In summer 1984, I attended a workshop on solar ovens at Consumnes River College. I was teaching at the time, and energy was an issue.



Our electric company offered energy conservation methods to teachers at a workshop. There we made the solar box cooker that I still use today. In this area, solar cooking is an efficient method.

Solar cooking has been used for some time. In 1764, Horace de Saussure, a French inventor, produced temperatures of 225 degrees in boxes covered with glass and lined with black cork. In the late 1870s, Frenchman Augustin Muchot designed a solar oven that was used by the French Foreign Legion for many years.




Solar cooking can be used during spring or fall, but is most efficient in summer.

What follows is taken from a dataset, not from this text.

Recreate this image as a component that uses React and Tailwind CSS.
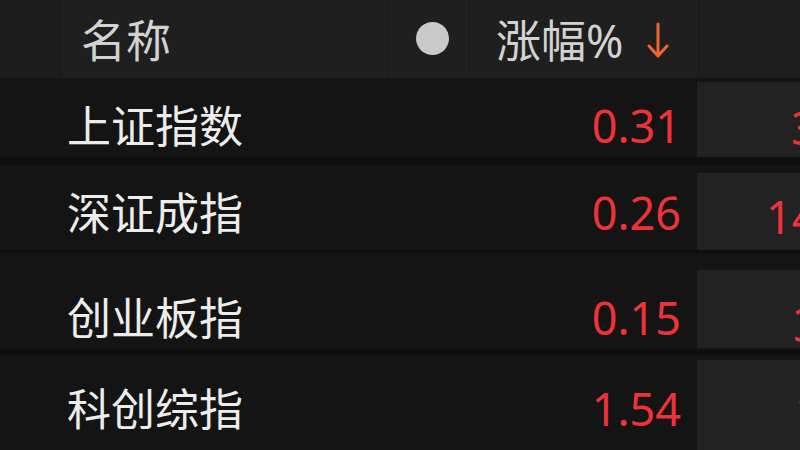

There are basically two types of solar cooking days:

— Clear and sunny, when ovens will heat up to 275 to 280 degrees or above. During mid-July, my oven reached 300.

— Hazy or partly cloudy, when ovens will heat 200 to 225 degree. On completely cloudy days, solar cooking cannot be done.

On clear days, you can cook or bake anything. On hazy days, you can cook most anything, except bread or cakes.

It is important to follow basic safety when working with a solar oven, because steam and heat can cause injuries. Always use pot holders to handle pots.

Dark pots and pans with lids should be used. Lids are necessary to avoid condensation on the oven glass that would block incoming solar heat. The oven needs to be focused using the prop stick to direct the reflector cover of the oven.

Any conventional recipe that would be suitable for your oven will work in a solar oven. The time needs to be adjusted for the lower temperature. Crockpot recipes work great. Foods use less liquids or cook in their own juices, which produces better-tasting and more nutritious meals.

It is necessary to adjust the cooking time, which gets easier as you gain experience using the solar oven. My husband is a hunter, so I experimented with cooking duck and was very pleased with the quality and taste. When I was teaching, my class enjoyed the solar stew and homemade bread we made.

There are different sizes of ovens; some work great for camping trips. Solar cooking helps keep your kitchen cool on hot days and conserves electricity.

Barbara A. Tonin lives in Alta Sierra.

Impossible Tamale Pie

1 lb. ground beef 2/3 cup Bisquick

1 package taco seasoning mix

2/3 cup milk

1 cup frozen corn, thawed and drained 3 eggs

1/2 cup chopped onion 1/3 cup yellow cornmeal

Bake beef and onion for one hour in dark, round roaster; drain. Stir in taco mix. Sprinkle with fresh tomatoes (or one 8-ounce can stewed tomatoes drained and chopped) and corn. Set aside.

Beat together eggs, milk, Bisquick and cornmeal. Pour over ground beef mixture. Cover and bake one to one and half hours.

Pot Roast With

Vegetables

2-3 pounds chuck roast Potatoes, cut in 1-inch pieces

Cut-up carrots

1 package dry onion soup mix

Place vegetables in bottom of dark granite pan and sprinkle with 3 tablespoons of water. Put meat on top and sprinkle with the soup mix. Cover and cook 31/2 hours or longer dependent on the weather conditions.

Grandmother’s

Crustless Apple Pie

6 apples chopped or sliced

Cinnamon

1/3 cup sugar

1 cup flour

1/2 cup butter

1 cup brown sugar

Put apples and1/3 cup sugar in buttered round or oval, black roaster and sprinkle with desired amount of cinnamon. Work together flour, brown sugar and butter and sprinkle over apples. Bake in solar oven about two hours. When cool, serve with ice cream.